Hmmm. Leslie Grantham returns to panto this Christmas as Captain Hook
in the Beck's celebrity-studded version of Peter Pan. Hopefully
there'll be no repeats of his online finger-sucking exploits behind the
scenes... he could do himself a nasty injury with that hook. (Although
it's alleged he dressed up as the self-same character during the
original cyber-tryst.) Also starring Toby Hull and Emu off CiTV, this
promises to be a silly, camp spectacle with plenty of bluer material
directed over the kids heads. Classic panto fare.
Sunday 4th
Just a bit wacky, or totally brilliant? A bit of both, we think. This
winter The Wapping Project is celebrating the Season, darling: the
Great British countryside, tweeds and twelve-bores, mallards, polo,
debs and racing. And good god, are they going the whole hog! There's a
hundred bird houses filling a tree, an installation of porcelain deer
heads, a lily pond created by the Viscountess of Harewood, and
Fredrikson Stallard's Veuve Cliquot-commissioned 'Portrait'.
Monday 5th
The Barbie Stand-Up show might sound like a load of dumb blondes mincing in front of a mic but you'd be wrong - this is beautiful girls being funny and often giving shockingly honest insights into to their careers and life in London. Comediennes come from all kinds of backgrounds such as banking, lap-dancing, glamour-modelling and fashion-modelling so you can expect some colourful stories!

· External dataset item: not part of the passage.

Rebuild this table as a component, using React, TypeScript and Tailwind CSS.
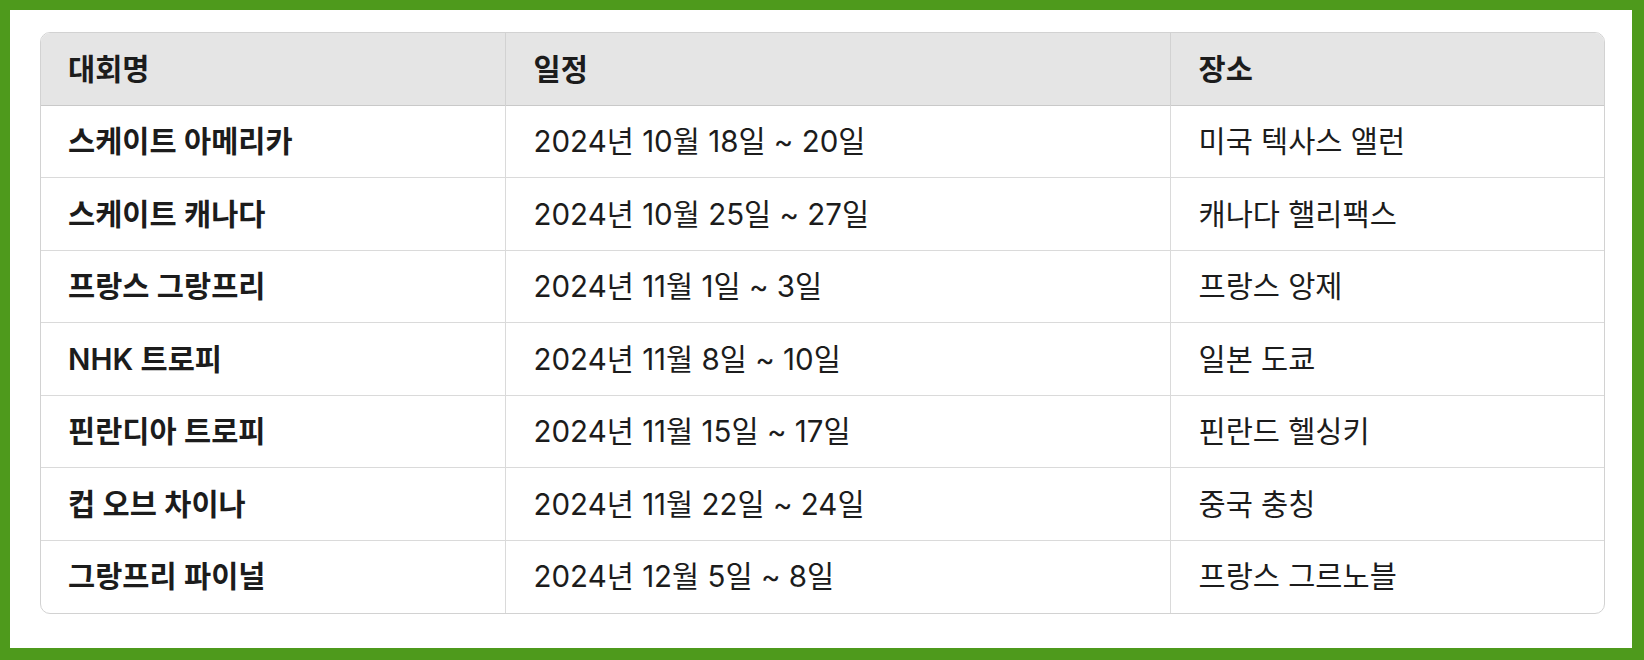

Team Spoonfed recently decided, we really need a pole in the office. For fitness, and entertainment value. That aside, the team at Polestars are the pros when it comes to pole dancing, burlesque and can can lessons. The pole dancing taster offers you a glimpse of what the world of spinning, twisting and arching of backs is all about. Not only for the gentlemen's clubs, women worldwide are embracing the empowerment of the pole.
Tuesday 6th
Gunther von Hagens' 3rd Body Worlds exhibition kicks off its world tour at the O2 Arena, with the usual accompanying gawps, gasps and mild controversy. On display are a whole host of human bodies, stripped of their skin so that you can view the internal organs, and then arranged in a range of poses.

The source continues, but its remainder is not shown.